A State That Spies Because It Fears Speech: When Rule Becomes a Surveillance Apparatus

A State That Spies Because It Fears Speech: When Rule Becomes a Surveillance Apparatus

UK Court Exposes Saudi Spy Campaign Against Dissidents
UK Court Exposes Saudi Spy Campaign Against Dissidents

The most disturbing aspect of the Ghannam Al-Masarir case is not that the Saudi government hacked the phone of an opposition figure living in exile. It is what this act reveals about the nature of power in Saudi Arabia today: governance driven by fear. Fear of speech, fear of criticism, fear of any voice that refuses to applaud. When a state that markets itself as “reforming” resorts to military-grade spyware to silence a YouTuber, this is not a technical scandal or an isolated abuse. It is a direct reflection of a system of rule that no longer relies on legitimacy, consent, or social contract, but on surveillance, deterrence, and coercion.
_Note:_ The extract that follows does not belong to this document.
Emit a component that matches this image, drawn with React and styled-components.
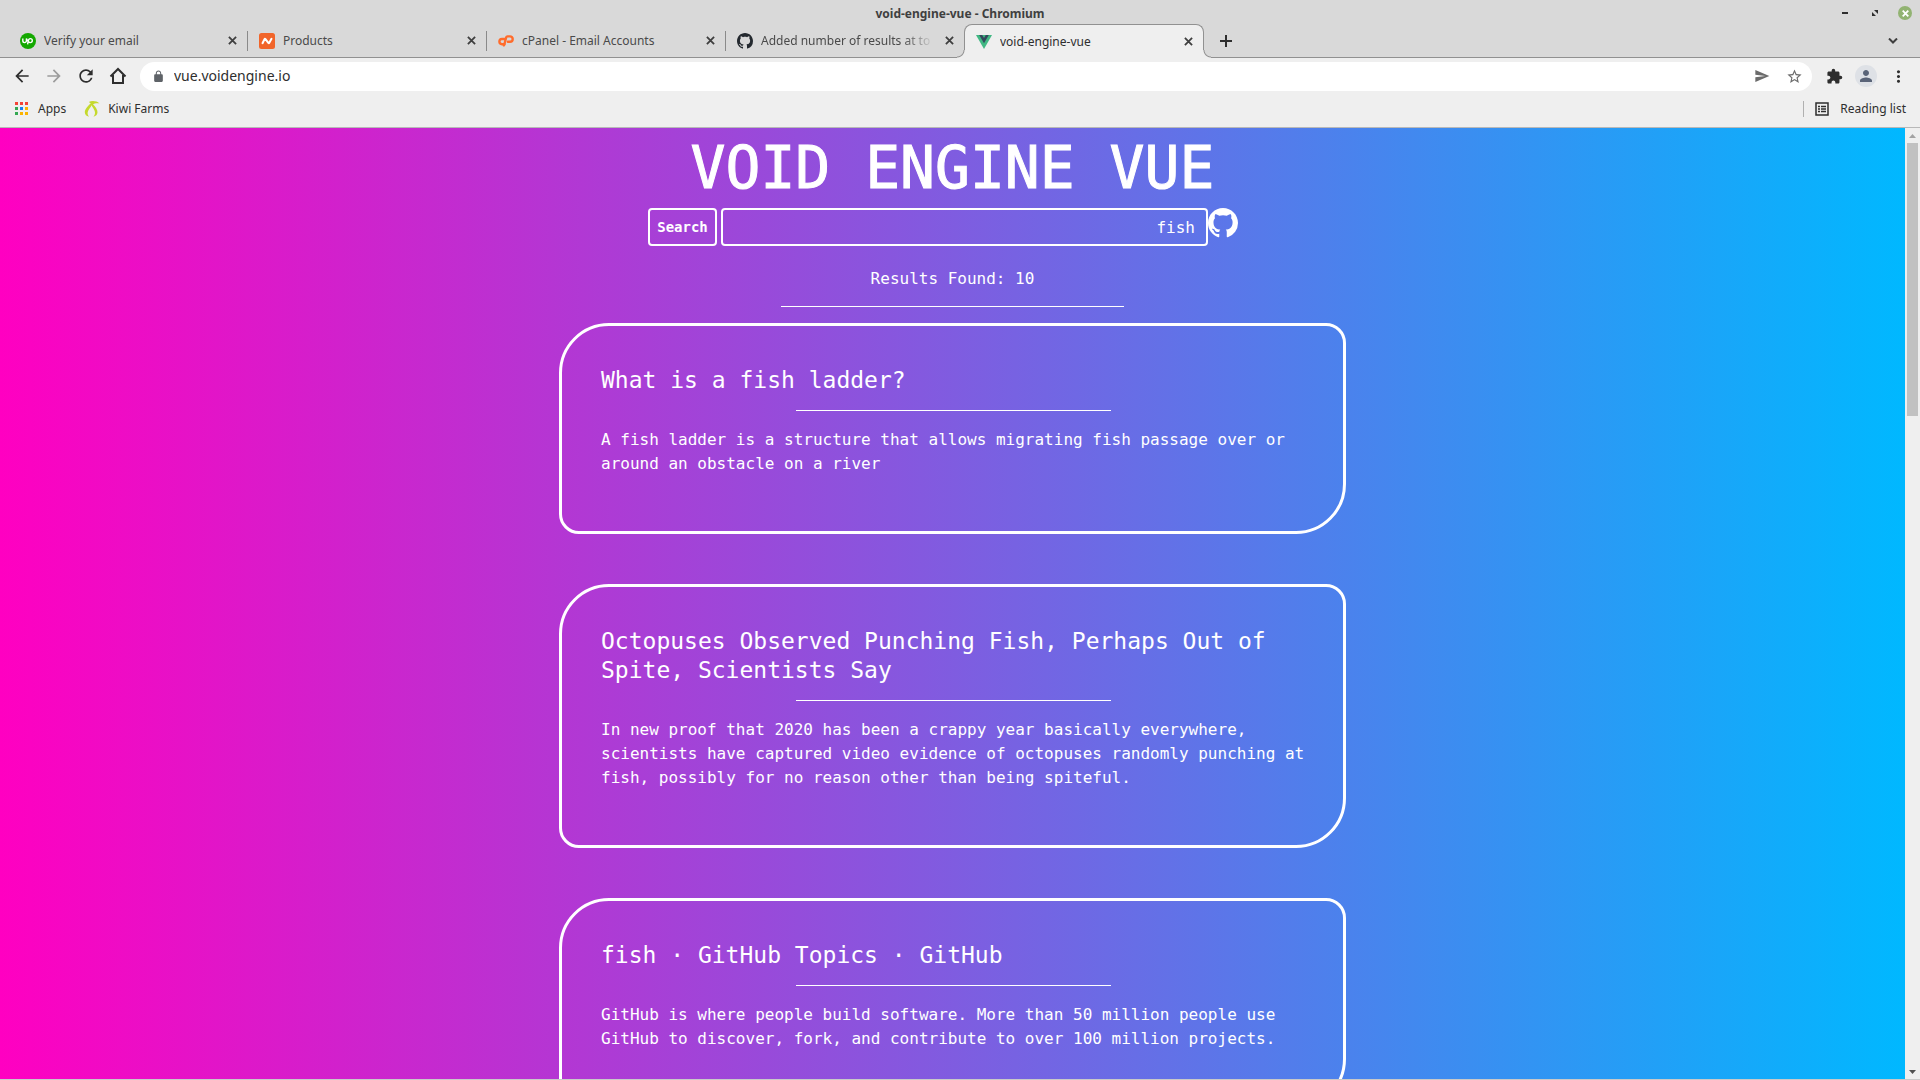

The ruling issued in London does not merely expose a digital crime. It strips bare a state that is run as a security service, not as a modern polity.

Surveillance Instead of Politics

For a state of Saudi Arabia’s size and resources to hack the phone of a dissident using spyware available only to governments is, in itself, an admission of political failure. No dialogue. No reform. No containment. Only pursuit.

The judge did not speak in terms of speculation. The ruling found a credible basis to conclude that the hacking was directed by Saudi Arabia, or carried out through agents acting on its behalf, with a clear motive: silencing Al-Masarir. This language does not come from journalists or human rights organisations, but from a court of law.

The harm was not symbolic. Severe depression, the collapse of professional life, and the loss of livelihood were all recognised as direct consequences of a state policy that treats criticism as a crime and dissent as a threat to be psychologically destroyed. This reflects a well-established pattern: repression is not limited to imprisonment, but extends to breaking individuals.

When the Saudi government attempted to shield itself behind claims of state immunity, and then withdrew entirely from the proceedings, it was not defending its position. It was fleeing accountability. That withdrawal functions as an implicit admission of guilt, and a reminder of a power accustomed to impunity.

The Collapse of the Immunity Myth

The British court’s rejection of the “state immunity” defence marked a decisive moment. Sovereignty cannot be invoked to justify criminal conduct. It does not provide cover for violating individuals across borders.

The default judgment—issued after Saudi Arabia abandoned the case—became a political condemnation. The four-million-dollar damages award is not merely financial; it is an official price attached to the use of surveillance technology as a tool of repression.

This ruling dismantles the narrative of an “open” or “modernising” state. A government that spies on dissidents abroad cannot credibly claim transformation at home. The contradiction is irreconcilable.

More importantly, the case opens the door to further legal challenges. Al-Masarir is not an exception; he is simply one of the few whose case reached a courtroom. How many others remain undocumented, unlitigated, and unacknowledged?

Digital Repression as State Policy

What this case ultimately reveals is that repression in Saudi Arabia is no longer confined to prisons or national borders. It is transnational. The state pursues its citizens wherever they go, behaving as though exile offers no protection and international law is optional.

This behaviour does not signal strength. It exposes deep insecurity. A confident state does not fear an unarmed dissident. It does not fear a video, a tweet, or a YouTube channel. A state that mobilises spyware against a single critic is a state that knows its image is fragile and its narrative unsustainable.

The intended message of the hacking was clear: “We can reach you anywhere.”

The message received by the world was the opposite: “We are afraid.”

A Regime Governed by Panic

The Ghannam Al-Masarir case is not merely a legal victory for an opposition figure. It is an indictment of an entire system of rule—one that sees criticism as an existential threat and speech as a danger to be eradicated.

A state that spies because it cannot persuade, and hunts voices because it lacks a unifying project, is a state trapped in permanent panic.

Saudi Arabia has paid millions in damages today. Tomorrow, the cost may be far higher: an eroding reputation, collapsing international trust, and a growing legal record of transnational repression. Digital surveillance may silence a voice temporarily, but it cannot manufacture legitimacy or build a state.

The truth this ruling exposes is simple and unavoidable: A power that fears one dissident is, in reality, afraid of an entire society.